Material provided:

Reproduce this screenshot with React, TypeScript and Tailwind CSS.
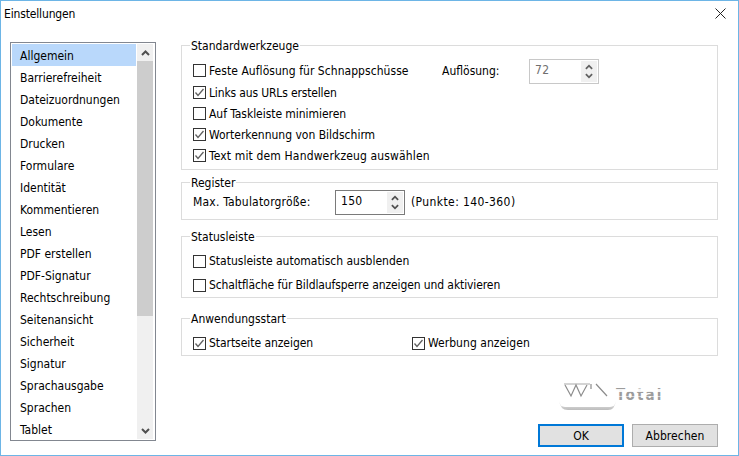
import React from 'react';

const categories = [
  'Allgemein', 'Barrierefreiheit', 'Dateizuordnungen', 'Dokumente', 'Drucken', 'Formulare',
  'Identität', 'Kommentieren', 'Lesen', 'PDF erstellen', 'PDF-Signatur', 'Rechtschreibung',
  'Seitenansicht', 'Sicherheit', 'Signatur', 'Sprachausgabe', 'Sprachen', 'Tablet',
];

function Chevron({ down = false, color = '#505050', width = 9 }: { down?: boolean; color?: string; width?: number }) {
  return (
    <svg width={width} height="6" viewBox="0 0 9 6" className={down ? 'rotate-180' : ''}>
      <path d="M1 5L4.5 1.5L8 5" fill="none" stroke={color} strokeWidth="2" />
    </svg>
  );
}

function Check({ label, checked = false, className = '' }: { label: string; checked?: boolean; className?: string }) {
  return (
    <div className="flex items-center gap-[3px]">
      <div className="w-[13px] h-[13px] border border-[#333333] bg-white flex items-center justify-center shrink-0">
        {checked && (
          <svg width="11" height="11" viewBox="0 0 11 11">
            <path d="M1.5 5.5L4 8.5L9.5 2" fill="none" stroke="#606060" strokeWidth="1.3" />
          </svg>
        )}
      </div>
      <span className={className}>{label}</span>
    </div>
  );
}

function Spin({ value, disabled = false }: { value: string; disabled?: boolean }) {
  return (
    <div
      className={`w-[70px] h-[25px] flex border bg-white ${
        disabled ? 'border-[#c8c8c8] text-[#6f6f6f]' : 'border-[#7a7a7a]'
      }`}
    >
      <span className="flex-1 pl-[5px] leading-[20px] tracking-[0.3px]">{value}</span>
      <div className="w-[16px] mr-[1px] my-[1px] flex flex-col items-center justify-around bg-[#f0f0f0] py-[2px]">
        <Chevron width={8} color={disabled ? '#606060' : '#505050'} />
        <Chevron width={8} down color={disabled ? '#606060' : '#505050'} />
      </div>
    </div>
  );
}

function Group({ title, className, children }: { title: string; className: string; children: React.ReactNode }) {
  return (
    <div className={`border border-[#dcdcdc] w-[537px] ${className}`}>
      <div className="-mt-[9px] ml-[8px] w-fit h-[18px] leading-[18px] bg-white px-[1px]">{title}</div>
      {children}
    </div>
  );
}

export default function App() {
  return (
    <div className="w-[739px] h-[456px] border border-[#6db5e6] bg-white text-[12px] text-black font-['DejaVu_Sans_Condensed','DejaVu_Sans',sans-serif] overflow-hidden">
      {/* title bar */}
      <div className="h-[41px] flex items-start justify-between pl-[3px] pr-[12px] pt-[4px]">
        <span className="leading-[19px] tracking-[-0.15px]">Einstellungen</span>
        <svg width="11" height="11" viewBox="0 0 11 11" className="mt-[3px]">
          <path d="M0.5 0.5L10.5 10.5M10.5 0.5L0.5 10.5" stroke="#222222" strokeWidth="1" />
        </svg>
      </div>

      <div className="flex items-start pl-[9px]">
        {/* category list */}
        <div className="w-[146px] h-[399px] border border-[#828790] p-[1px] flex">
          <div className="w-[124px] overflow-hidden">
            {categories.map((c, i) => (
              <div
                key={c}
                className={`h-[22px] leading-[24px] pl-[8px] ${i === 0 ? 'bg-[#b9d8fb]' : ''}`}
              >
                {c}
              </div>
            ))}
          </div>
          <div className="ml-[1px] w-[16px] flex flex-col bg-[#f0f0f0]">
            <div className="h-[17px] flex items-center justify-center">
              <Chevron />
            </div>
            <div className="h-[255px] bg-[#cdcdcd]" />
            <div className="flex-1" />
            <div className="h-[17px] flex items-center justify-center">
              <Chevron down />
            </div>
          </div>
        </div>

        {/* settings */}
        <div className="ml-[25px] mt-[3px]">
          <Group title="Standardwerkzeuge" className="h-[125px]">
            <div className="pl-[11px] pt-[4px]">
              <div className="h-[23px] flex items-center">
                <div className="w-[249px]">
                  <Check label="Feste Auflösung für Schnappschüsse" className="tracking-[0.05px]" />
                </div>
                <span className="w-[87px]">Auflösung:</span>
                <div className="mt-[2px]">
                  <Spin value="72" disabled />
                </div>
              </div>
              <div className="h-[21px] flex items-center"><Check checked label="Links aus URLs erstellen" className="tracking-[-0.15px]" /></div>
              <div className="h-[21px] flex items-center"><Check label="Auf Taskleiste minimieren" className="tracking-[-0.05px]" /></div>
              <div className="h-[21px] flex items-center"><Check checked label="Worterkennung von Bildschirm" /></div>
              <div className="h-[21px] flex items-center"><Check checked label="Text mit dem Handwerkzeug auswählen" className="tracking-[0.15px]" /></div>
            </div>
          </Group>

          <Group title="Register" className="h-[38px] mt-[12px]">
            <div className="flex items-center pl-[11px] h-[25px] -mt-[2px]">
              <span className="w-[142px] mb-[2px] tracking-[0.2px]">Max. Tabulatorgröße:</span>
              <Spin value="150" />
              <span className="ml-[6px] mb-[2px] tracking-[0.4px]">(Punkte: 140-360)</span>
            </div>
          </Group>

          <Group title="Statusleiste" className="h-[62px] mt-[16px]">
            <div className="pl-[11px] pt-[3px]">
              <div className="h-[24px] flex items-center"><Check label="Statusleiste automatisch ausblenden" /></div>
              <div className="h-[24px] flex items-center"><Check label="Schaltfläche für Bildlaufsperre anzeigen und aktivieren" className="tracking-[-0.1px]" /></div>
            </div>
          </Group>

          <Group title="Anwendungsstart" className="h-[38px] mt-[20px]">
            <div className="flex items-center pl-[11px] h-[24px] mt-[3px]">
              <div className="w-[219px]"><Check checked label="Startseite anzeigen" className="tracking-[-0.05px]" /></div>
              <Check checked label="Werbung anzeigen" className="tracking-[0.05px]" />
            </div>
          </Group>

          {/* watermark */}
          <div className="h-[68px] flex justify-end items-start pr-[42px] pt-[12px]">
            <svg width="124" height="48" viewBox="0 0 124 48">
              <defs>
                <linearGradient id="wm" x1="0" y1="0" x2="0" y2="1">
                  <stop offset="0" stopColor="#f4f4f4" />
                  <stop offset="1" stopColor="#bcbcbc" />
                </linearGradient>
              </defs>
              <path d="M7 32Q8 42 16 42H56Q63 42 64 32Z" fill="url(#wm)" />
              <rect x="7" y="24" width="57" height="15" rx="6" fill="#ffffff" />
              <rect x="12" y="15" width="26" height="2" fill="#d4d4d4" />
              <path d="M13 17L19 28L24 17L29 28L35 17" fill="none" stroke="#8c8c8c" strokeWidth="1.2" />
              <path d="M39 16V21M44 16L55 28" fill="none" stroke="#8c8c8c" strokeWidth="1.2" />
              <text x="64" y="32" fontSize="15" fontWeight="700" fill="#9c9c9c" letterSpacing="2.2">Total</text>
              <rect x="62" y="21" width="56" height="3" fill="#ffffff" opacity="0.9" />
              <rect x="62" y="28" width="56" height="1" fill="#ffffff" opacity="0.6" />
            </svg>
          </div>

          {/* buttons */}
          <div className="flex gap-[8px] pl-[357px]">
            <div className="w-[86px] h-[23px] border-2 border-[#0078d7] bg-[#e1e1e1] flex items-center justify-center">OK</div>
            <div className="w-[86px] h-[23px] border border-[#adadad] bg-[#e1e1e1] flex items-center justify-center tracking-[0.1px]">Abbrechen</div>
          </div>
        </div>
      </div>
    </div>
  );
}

Task statement: Output exactly the span of lines from the top of the listing through the line holding "import React from 'react';", and leave every picture out.

Solution for this problem:
Reproduce this screenshot with React, TypeScript and Tailwind CSS.
import React from 'react';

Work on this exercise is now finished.